Let $$X$$ be a complex analytic variety and $$f:X\to D$$ a morphism from $$X$$ to the disk. We denote by $$[0,t]$$ the closed line segment with endpoints $$0$$ and $$t$$ in $$D$$ and by $$(0,t]$$ the semi-open segment. If $$f$$ is smooth, then the inclusion $$j:f^{-1}(0,t]\hookrightarrow f^{-1}[0,t]$$ is a homotopy equivalence: we can push the special fiber $$f^{-1}(0)$$ into $$f^{-1}[0,t]$$. [I think this should be $$f^{-1}(0,t]$$.]

In practice, for $$t$$ small enough, $$f^{-1}(0,t]$$ will be a fiber bundle on $$(0,t]$$ so that the inclusion $$f^{-1}(t)\hookrightarrow f^{-1}(0,t]$$ will also be a homotopy equivalence. We then define the cospecialization morphism to be the homotopy class of maps $$\mathrm{cosp}:f^{-1}(0)\hookrightarrow f^{-1}[0,t]\overset{\simeq}{\leftarrow}f^{-1}(0,t]\overset{\simeq}{\hookleftarrow}f^{-1}(t).$$ This construction can be expressed in pictorial terms by saying that for a smooth morphism, the general fiber swallows the special fiber.

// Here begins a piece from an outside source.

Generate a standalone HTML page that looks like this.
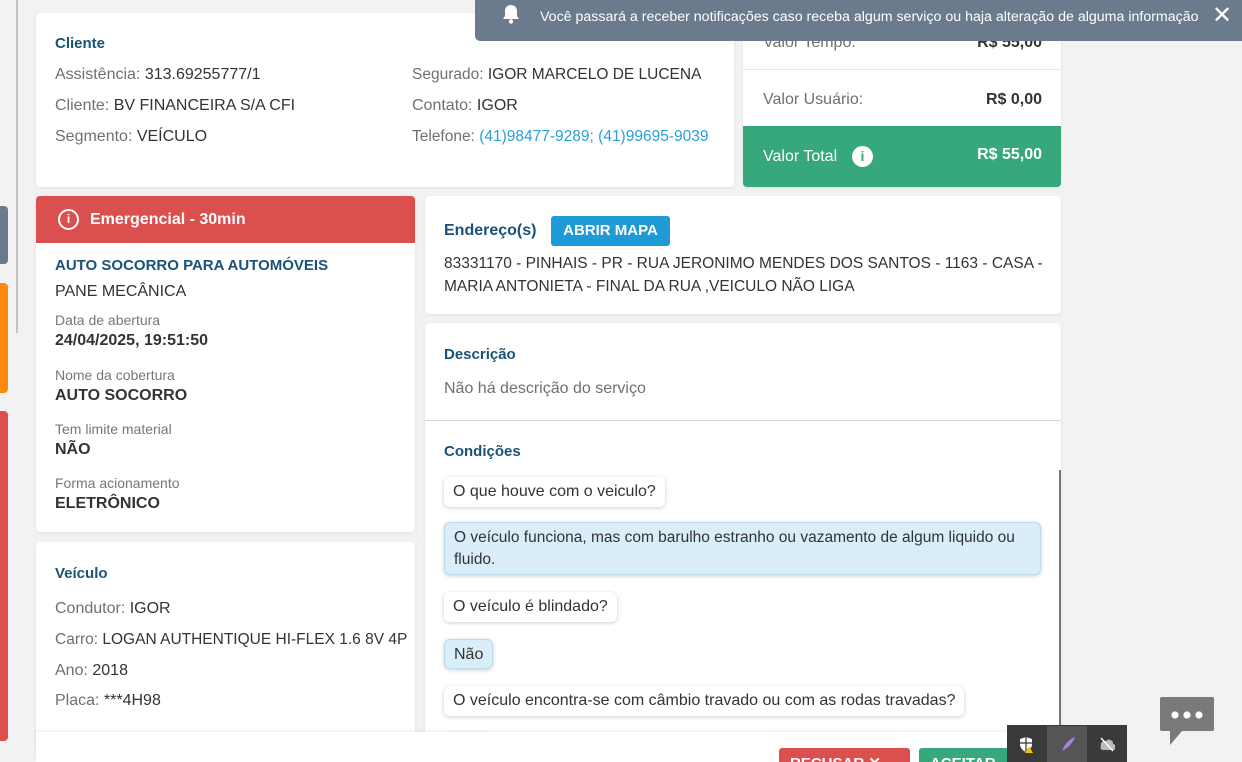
<!DOCTYPE html>
<html style="width:1242px;height:762px;overflow:hidden"><head><meta charset="utf-8"><style>
*{margin:0;padding:0;box-sizing:border-box}
body{width:1242px;height:762px;overflow:hidden;background:#f2f2f2;font-family:"Liberation Sans",sans-serif;font-size:16px;color:#333;position:relative}
.a{position:absolute;white-space:nowrap}
.card{position:absolute;background:#fff;border-radius:4px;box-shadow:0 1px 3px rgba(0,0,0,.08)}
.t{color:#1a5278;font-weight:bold;font-size:15px}
.g{color:#707070}
.lbl{color:#777;font-size:14px}
.b{font-weight:bold;color:#333}
.chip{position:absolute;background:#fff;border-radius:6px;box-shadow:0 1px 4px rgba(0,0,0,.2);padding:0 9px;height:30px;line-height:30px;font-size:16px;color:#333;white-space:nowrap}
.ans{background:#d9eef8;border:1px solid #b9dcee}
</style></head><body>
<div class="a" style="left:16px;top:0;width:2px;height:333px;background:#c4c4c4"></div>
<div class="a" style="left:0;top:206px;width:8px;height:58px;background:#6b7a8c;border-radius:0 4px 4px 0"></div>
<div class="a" style="left:0;top:283px;width:8px;height:110px;background:#fd8a0e;border-radius:0 4px 4px 0"></div>
<div class="a" style="left:0;top:411px;width:8px;height:330px;background:#dc4f4f;border-radius:0 4px 4px 0"></div>

<div class="card" style="left:36px;top:13px;width:698px;height:174px">
 <div class="a t" style="left:19px;top:22px">Cliente</div>
 <div class="a" style="left:19px;top:53px"><span class="g">Assistência:</span> 313.69255777/1</div>
 <div class="a" style="left:19px;top:84px"><span class="g">Cliente:</span> BV FINANCEIRA S/A CFI</div>
 <div class="a" style="left:19px;top:115px"><span class="g">Segmento:</span> VEÍCULO</div>
 <div class="a" style="left:376px;top:53px;font-size:15.5px"><span class="g">Segurado:</span> IGOR MARCELO DE LUCENA</div>
 <div class="a" style="left:376px;top:84px"><span class="g">Contato:</span> IGOR</div>
 <div class="a" style="left:376px;top:115px;font-size:15.5px"><span class="g">Telefone:</span> <span style="color:#2a9fd6">(41)98477-9289; (41)99695-9039</span></div>
</div>

<div class="card" style="left:743px;top:13px;width:318px;height:174px;overflow:hidden">
 <div class="a g" style="left:20px;top:21px">Valor Tempo:</div>
 <div class="a b" style="right:19px;top:21px">R$ 55,00</div>
 <div class="a" style="left:0;top:56px;width:318px;height:1px;background:#e6e6e6"></div>
 <div class="a g" style="left:20px;top:78px">Valor Usuário:</div>
 <div class="a b" style="right:19px;top:78px">R$ 0,00</div>
 <div class="a" style="left:0;top:113px;width:318px;height:61px;background:#36a87c">
  <div class="a" style="left:20px;top:22px;color:#fff;font-size:16px">Valor Total</div>
  <div class="a" style="left:109px;top:20px;width:21px;height:21px;border-radius:50%;background:#fff;color:#36a87c;font-weight:bold;font-size:14px;text-align:center;line-height:21px">i</div>
  <div class="a" style="right:19px;top:20px;color:#fff;font-weight:bold;font-size:16px">R$ 55,00</div>
 </div>
</div>

<div class="a" style="left:475px;top:0;width:767px;height:41px;background:#6b7a8c;border-radius:0 0 0 5px">
 <svg class="a" style="left:26px;top:3px" width="20" height="22" viewBox="0 0 20 22"><path d="M10 2c-3.5 0-6 2.6-6 6v5l-2 3h16l-2-3V8c0-3.4-2.5-6-6-6z" fill="#fff"/><circle cx="10" cy="18.5" r="2.2" fill="#fff"/></svg>
 <div class="a" style="left:65px;top:9px;color:#fff;font-size:14.2px">Você passará a receber notificações caso receba algum serviço ou haja alteração de alguma informação</div>
 <div class="a" style="left:737px;top:1px;color:#fff;font-size:24px">✕</div>
</div>

<div class="card" style="left:36px;top:196px;width:379px;height:336px;overflow:hidden">
 <div class="a" style="left:0;top:0;width:379px;height:47px;background:#dc4f4f">
  <div class="a" style="left:22px;top:13px;width:21px;height:21px;border:2px solid #fff;border-radius:50%;color:#fff;font-size:12px;font-weight:bold;text-align:center;line-height:17px">i</div>
  <div class="a" style="left:54px;top:15px;color:#fff;font-weight:bold;font-size:16px">Emergencial - 30min</div>
 </div>
 <div class="a t" style="left:19px;top:61px">AUTO SOCORRO PARA AUTOMÓVEIS</div>
 <div class="a" style="left:19px;top:87px">PANE MECÂNICA</div>
 <div class="a lbl" style="left:19px;top:116px">Data de abertura</div>
 <div class="a b" style="left:19px;top:136px">24/04/2025, 19:51:50</div>
 <div class="a lbl" style="left:19px;top:171px">Nome da cobertura</div>
 <div class="a b" style="left:19px;top:191px">AUTO SOCORRO</div>
 <div class="a lbl" style="left:19px;top:225px">Tem limite material</div>
 <div class="a b" style="left:19px;top:245px">NÃO</div>
 <div class="a lbl" style="left:19px;top:279px">Forma acionamento</div>
 <div class="a b" style="left:19px;top:299px">ELETRÔNICO</div>
</div>

<div class="card" style="left:36px;top:542px;width:379px;height:210px">
 <div class="a t" style="left:19px;top:23px">Veículo</div>
 <div class="a" style="left:19px;top:58px"><span class="g">Condutor:</span> IGOR</div>
 <div class="a" style="left:19px;top:89px;font-size:15.5px"><span class="g">Carro:</span> LOGAN AUTHENTIQUE HI-FLEX 1.6 8V 4P</div>
 <div class="a" style="left:19px;top:120px"><span class="g">Ano:</span> 2018</div>
 <div class="a" style="left:19px;top:150px"><span class="g">Placa:</span> ***4H98</div>
</div>

<div class="card" style="left:425px;top:196px;width:636px;height:118px">
 <div class="a t" style="left:19px;top:26px;font-size:16px">Endereço(s)</div>
 <div class="a" style="left:126px;top:20px;width:119px;height:30px;background:#1e9ad6;border-radius:3px;color:#fff;font-weight:bold;font-size:15px;text-align:center;line-height:30px">ABRIR MAPA</div>
 <div class="a" style="left:19px;top:56px;font-size:15.5px;line-height:23px">83331170 - PINHAIS - PR - RUA JERONIMO MENDES DOS SANTOS - 1163 - CASA -<br>MARIA ANTONIETA - FINAL DA RUA ,VEICULO NÃO LIGA</div>
</div>

<div class="card" style="left:425px;top:323px;width:636px;height:439px;overflow:hidden">
 <div class="a t" style="left:19px;top:23px">Descrição</div>
 <div class="a g" style="left:19px;top:57px">Não há descrição do serviço</div>
 <div class="a" style="left:0;top:97px;width:636px;height:1px;background:#d6d6d6"></div>
 <div class="a t" style="left:19px;top:120px">Condições</div>
 <div class="a" style="left:634px;top:147px;width:2px;height:270px;background:#777"></div>
 <div class="chip" style="left:19px;top:154px">O que houve com o veiculo?</div>
 <div class="chip ans" style="left:19px;top:199px;height:53px;line-height:22px;padding-top:4px;width:597px;white-space:normal;font-size:15.5px">O veículo funciona, mas com barulho estranho ou vazamento de algum liquido ou fluido.</div>
 <div class="chip" style="left:19px;top:269px">O veículo é blindado?</div>
 <div class="chip ans" style="left:19px;top:316px">Não</div>
 <div class="chip" style="left:19px;top:363px">O veículo encontra-se com câmbio travado ou com as rodas travadas?</div>
 <div class="chip ans" style="left:19px;top:410px;width:48px"></div>
</div>

<div class="a" style="left:36px;top:732px;width:1025px;height:30px;background:#fff;box-shadow:0 -1px 3px rgba(0,0,0,.08)"></div>
<div class="a" style="left:779px;top:748px;width:131px;height:14px;background:#dc4f4f;border-radius:3px 3px 0 0;color:#fff;font-weight:bold;font-size:15px;padding:7px 0 0 11px;overflow:hidden;line-height:17px">RECUSAR ✕</div>
<div class="a" style="left:919px;top:748px;width:92px;height:14px;background:#36a87c;border-radius:3px 3px 0 0;color:#fff;font-weight:bold;font-size:15px;padding:7px 0 0 11px;overflow:hidden;line-height:17px">ACEITAR</div>

<div class="a" style="left:1007px;top:725px;width:120px;height:37px;background:#3a3a3a">
 <div class="a" style="left:40px;top:1px;width:40px;height:36px;background:#555"></div>
 <svg class="a" style="left:12px;top:11px" width="16" height="18" viewBox="0 0 16 18"><path d="M7 1l6 2v5c0 4-3 7-6 8-3-1-6-4-6-8V3z" fill="#fff"/><path d="M7 1v15M1 7h12" stroke="#333" stroke-width="1.2"/><path d="M10 10l4 7h-8z" fill="#f5c400"/></svg>
 <svg class="a" style="left:52px;top:10px" width="18" height="18" viewBox="0 0 18 18"><path d="M3 16C5 10 10 4 16 2 14 8 9 13 3 16z" fill="#a77fe0"/></svg>
 <svg class="a" style="left:92px;top:11px" width="16" height="16" viewBox="0 0 16 16"><path d="M2 10a4 4 0 015-5 4 4 0 017 3 3 3 0 010 6H4a2.5 2.5 0 01-2-4z" fill="#bbb"/><path d="M2 2l12 13" stroke="#fff" stroke-width="1.4"/></svg>
</div>

<svg class="a" style="left:1158px;top:695px" width="58" height="52" viewBox="0 0 58 52"><path d="M4 2h50a2 2 0 012 2v30a2 2 0 01-2 2H24l-12 14V36H4a2 2 0 01-2-2V4a2 2 0 012-2z" fill="#7a7a7a"/><circle cx="17" cy="20" r="3.6" fill="#fff"/><circle cx="29" cy="20" r="3.6" fill="#fff"/><circle cx="41" cy="20" r="3.6" fill="#fff"/></svg>
</body></html>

Let us assume no longer that $$f$$ is necessarily smooth (but assume that $$f^{-1}(0,t]$$ is a fiber bundle over $$(0,t]$$. We can still define a morphism $$\mathrm{cosp}^\bullet$$ on cohomology provided $$j_\ast\mathbf Z=\mathbf Z$$ and $$\mathrm R^qj_\ast \mathbf Z=0$$ for $$q>0$$. Under these assumptions, the Leray spectral sequence for $$j$$ shows that we have $$\mathrm H^\bullet(f^{-1}[0,t],\mathbf Z)\overset{\cong}{\to}\mathrm H^\bullet(f^{-1}(0,t],\mathbf Z)$$ and $$\mathrm{cosp}^\bullet$$ is the composite morphism $$\mathrm H^\bullet(f^{-1}(0),\mathbf Z)\leftarrow \mathrm H^\bullet(f^{-1}[0,t],\mathbf Z)\overset{\cong}{\to}\mathrm H^\bullet(f^{-1}(0,t],\mathbf Z)\overset{\cong}{\to}\mathrm H^\bullet(f^{-1}(t),\mathbf Z).$$

Questions.

1. How to use smoothness of $$f$$ to get a deformation retraction of $$j$$ (the inclusion)? If I understand correctly, smoothness implies the underlying $$C^\infty$$ map is a submersion and therefore admits an Ehresmann connection. This allows to use parallel transport to obtain a horizontal flow but without properness it may not be defined on entire fibers, so but I don't see how to get a deformation retraction...
2. What's a "canonical" example of a non-smooth $$f:X\to D$$ which is well behaved (say, a fiber bundle over the punctured disk) but with the inclusion $$j$$ not a homotopy equivalence?
3. What is the geometric interpretation of the conditions in the definition of the cohomological cospecialization map? What is an example where they fail?